42:1-6 Jacob saw the corn his neighbours had bought in Egypt, and brought home. It is a spur to exertion to see others supplied. Shall others get food for their souls, and shall we starve while it is to be had? Having discovered where help is to be had, we should apply for it without delay, without shrinking from labour, or grudging expense, especially as regards our never-dying souls. There is provision in Christ; but we must come to him, and seek it from him.The ten brothers meet with a rough reception from the lord of the land. "The governor" - the sultan. This, we see, is a title of great antiquity in Egypt or Arabia. Joseph presided over the cornmarket of the kingdom. "Bowed down to him with their faces to the earth." Well might Joseph think of those never-to-be-forgotten dreams in which the sheaves and stars bowed down to him. "And knew them." How could he fail to remember the ten full-grown men of his early days, when they came before him with all their peculiarities of feature, attitude, and mother tongue. "And he made himself strange unto them." All that we know of Joseph's character heretofore, and throughout this whole affair, goes to prove that his object in all his seemingly harsh treatment was to get at their hearts, to test their affection toward Benjamin, and to bring them to repent of their unkindness to himself.

"They knew not him." Twenty years make a great change in a youth of seventeen. And besides, with his beard and head shaven, his Egyptian attire, his foreign tongue, and his exalted position, who could have recognized the stripling whom, twenty years ago, they had sold as a slave? "Spies are ye." This was to put a color of justice on their detention. To see the nakedness of the land, not its unfortified frontier, which is a more recent idea, but its present impoverishment from the famine. "Sons of one man are we." It was not likely that ten sons of one man would be sent on the hazardous duty of spies. "And behold the youngest is with our father this day." It is intensely interesting to Joseph to hear that his father and full brother are still living. "And one is not." Time has assuaged all their bitter feelings, both of exasperation against Joseph and of remorse for their unbrotherly conduct. This little sentence, however, cannot be uttered by them, or heard by Joseph, without emotion. "By the life of Pharaoh." Joseph speaks in character, and uses an Egyptian asseveration. "Send one of you." This proposal is enough to strike terror into their hearts. The return of one would be a heavy, perhaps a fatal blow to their father. And how can one brave the perils of the way? They cannot bring themselves to concur in this plan. Sooner will they all go to prison, as accordingly they do. Joseph is not without a strong conviction of incumbent duty in all this. He knows he has been put in the position of lord over his brethren in the foreordination of God, and he feels bound to make this authority a reality for their moral good.

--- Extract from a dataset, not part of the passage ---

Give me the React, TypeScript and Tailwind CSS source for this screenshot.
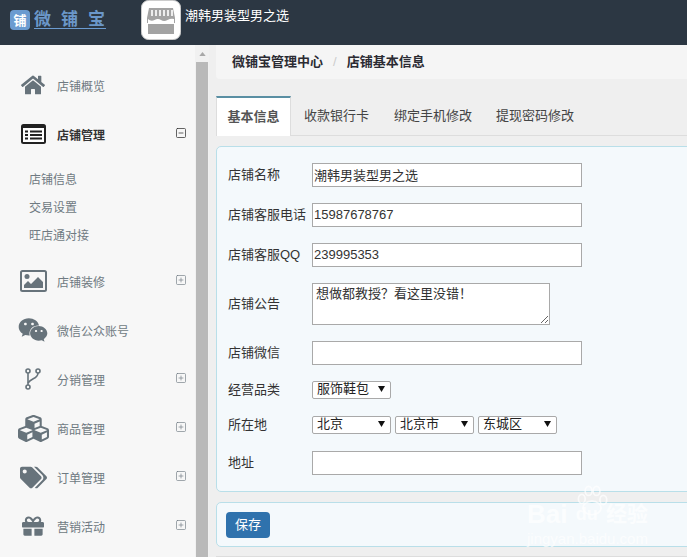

6. Joseph was the governor—in the zenith of his power and influence.

he it was that sold—that is, directed the sales; for it is impossible that he could give attendance in every place. It is probable, however, that he may have personally superintended the storehouses near the border of Canaan, both because that was the most exposed part of the country and because he must have anticipated the arrival of some messengers from his father's house.

Joseph's brethren came, and bowed down themselves before him—His prophetic dreams [Ge 37:5-11] were in the course of being fulfilled, and the atrocious barbarity of his brethren had been the means of bringing about the very issue they had planned to prevent (Isa 60:14; Re 3:9, last clause).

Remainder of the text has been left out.